Permissionsdataprep.access
dataprep.dataset.create
dataprep.dataset.extract
-
For the content in Shared with me, you need to have the View and Edit shared content permissions granted by the sharer.
Procedure
-
On the sidebar, click Datasets.
The Datasets pane appears.
Tile view is selected by default.
-
For the dataset, point to More actions, and then click Modify > Extract > Schedule refresh.
The Schedule extract refresh dialog appears.
-
Select Incremental for the refresh type.
-
(Single-table extract) Select a column based on which the system can identify new data rows.
(Multi-table extract) If the extract consists of multiple tables:
-
Click Table and select a table that you want to refresh from the dropdown list.
-
Select a column based on which the new data rows can be identified.
-
Repeat the previous steps for other tables that need to be refreshed.

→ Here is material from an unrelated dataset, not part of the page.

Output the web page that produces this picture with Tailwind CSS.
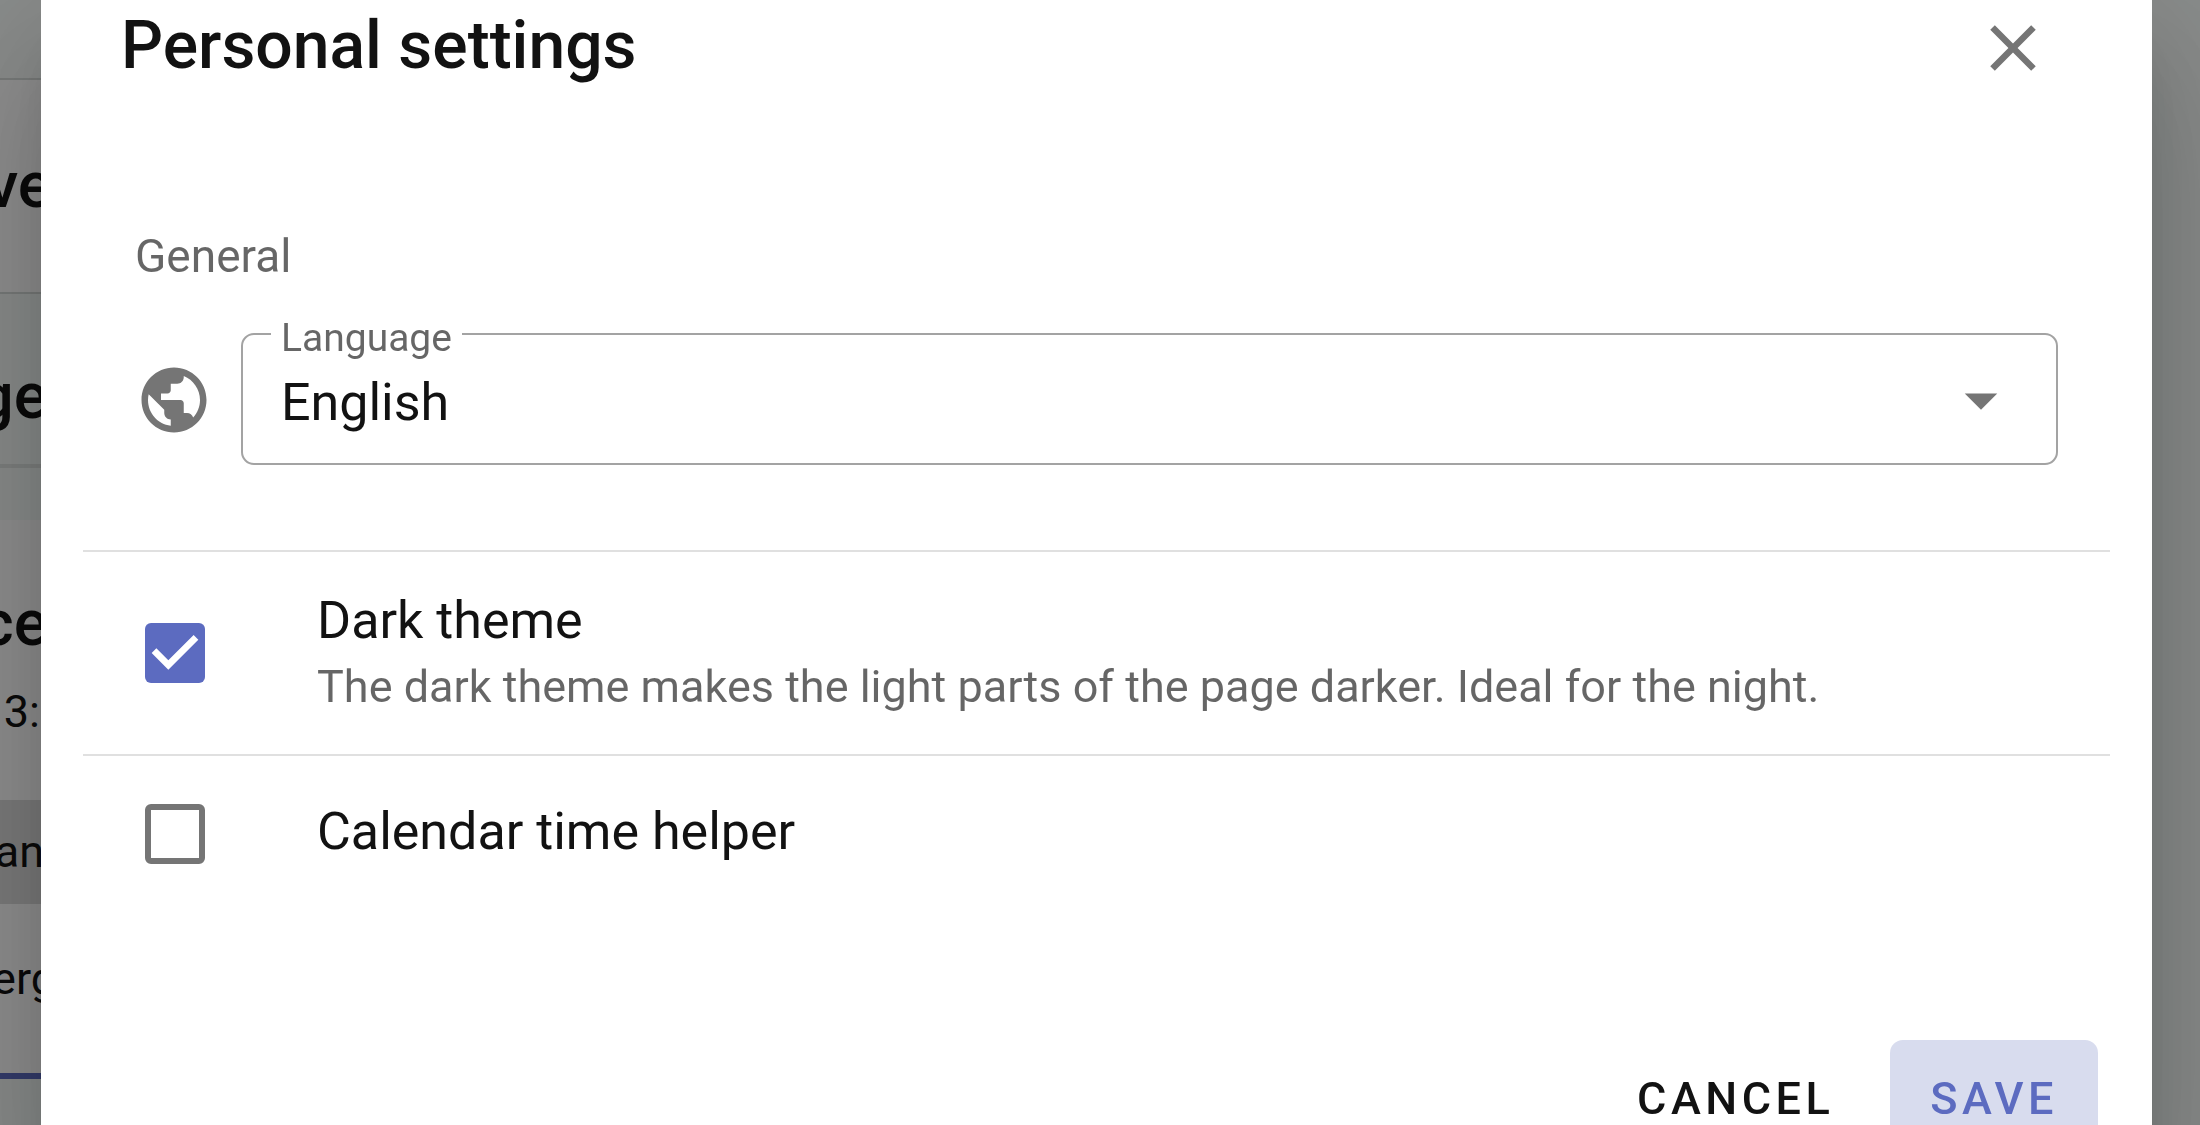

Note: You can select the Use the same schedule for all tables option to define the schedule once for all tables. At any time, you can unselect the option and adjust the schedule for each table.
-
-
Click Schedule and define the frequency of the refresh:
-
Hourly – Run every hour on a specific day(s) of the week.
-
Daily – Run once a day at the specified hour (including time zone).
-
Weekly – Run on a specific day(s) of the week at the specified hour (including time zone).
-
Monthly – Run on a specific day(s) of the month at the specified hour (including time zone). For days, you can select Last to always have the last day of the month. The selected days are highlighted. To deselect a day, click it again.
Click Save.
The schedule summary is updated.
Figure 1: Scheduling incremental refresh for a multi-table extract
Figure 2: Scheduling incremental refresh for a single-table extract
-
-
Click Save.
You can review the date and time of the last extract refresh in the Datasets pane. In the List view, point to the info icon next to the Extract label.
-
If you no longer need a schedule, you can do the following:
-
A: Inactivate a schedule (put it on hold) – Deselect the checkbox in front of the schedule record.
-
B: Remove a schedule – Point to the schedule record and click Delete (multi-table extract) or Clear (single-table extract).
-